たびたびニュースを騒がせている「インフレ」。実は日本では実に40~50年ぶりであることをご存じだろうか(日本のバブル期には資産価格は上がったが、物価はほぼ上がらなかった)。インフレを経験として知っている人は少ない。そんななか、これから物価が上昇していく時代に突入しようとしている。

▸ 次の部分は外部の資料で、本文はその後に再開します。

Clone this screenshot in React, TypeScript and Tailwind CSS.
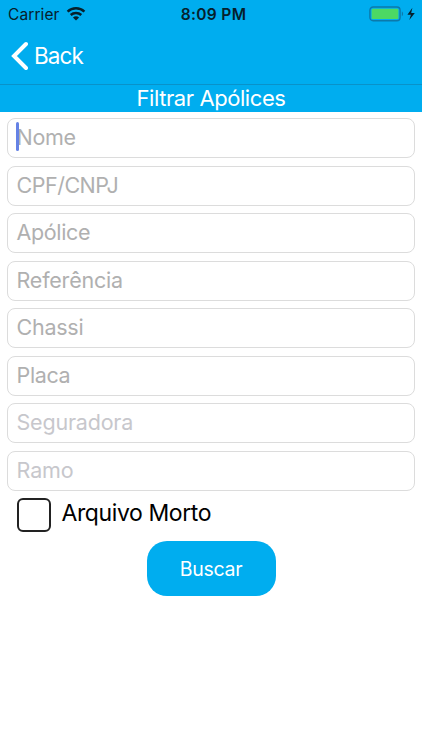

本連載では、ローレンス・サマーズ元米国財務長官が絶賛したインフレ解説書『僕たちはまだ、インフレのことを何も知らない』から、「そもそもインフレとは何か?」「インフレ下では何が起こるのか?」「インフレ下ではどの資産が上がる/下がるのか?」といった身近で根本的な問いに答えている部分を厳選して紹介する。
インフレ期とデフレ期のアメリカで
どの資産が値上がり/値下がりしたか
賃金・物価スパイラル〔物価上昇→賃金上昇→物価上昇→……というサイクルが延々と繰り返される悪循環〕のなかで置いてけぼりを食うのは癪に障る。同じように、物価の持続的な上昇や下落(つまり、貨幣価値の下落や上昇)によって富が破壊されるのを黙って見ているのも、ちっともおもしろくない。
物価上昇と物価下落の違いを浮き彫りにするため、20世紀アメリカにおける2つの対照的な時期を例に取り、銀行預金から、長期国債、株式市場、不動産まで、さまざまな資産の実質(つまりインフレ調整後の)利益率を比較してみることにしよう。
1930年代は、大恐慌と、全般的なデフレ傾向を併せ持ったその後の緩やかな不況期、その両方に見舞われた激動の10年間だった。
30年代全体で見ると、物価は12%ちょっと下落した。同期間、実績が最悪だったのは不動産で、実質利益率は9.2%にとどまった。これは実質利益率20.5%の現金預金よりもはるかに悪い。
価格の乱高下という余分なリスクがついて回ったにもかかわらず、株式はそれをわずかに上回る24.2%の利益率を実現した。しかし、それよりも格段に見返りが大きかったのは、政府への長期的な貸し付けであり、実質利益率は合計69.8%に及んだ[*1]。
これらの数値を、物価が117%上昇した1970年代と比べてみよう。原油価格の高騰で、アメリカ経済全体がそれまでより貧しくなったこともあり、70年代は総崩れ状態だった。
それでも、さまざまな種類の資産の相対的な実績は大幅に変化した。1970年代、実質ベースで実績が最悪だったのは現金預金(マイナス11.2%)と国債(マイナス35.1%)だった。
かろうじてプラスの実質利益を搾り出すことができたのが株式(プラス4.2%)と不動産(プラス5.5%)だったが、全体として見ると、貯蓄家であれ蓄財家であれ実質ベースで大きな痛手をこうむった10年間だった。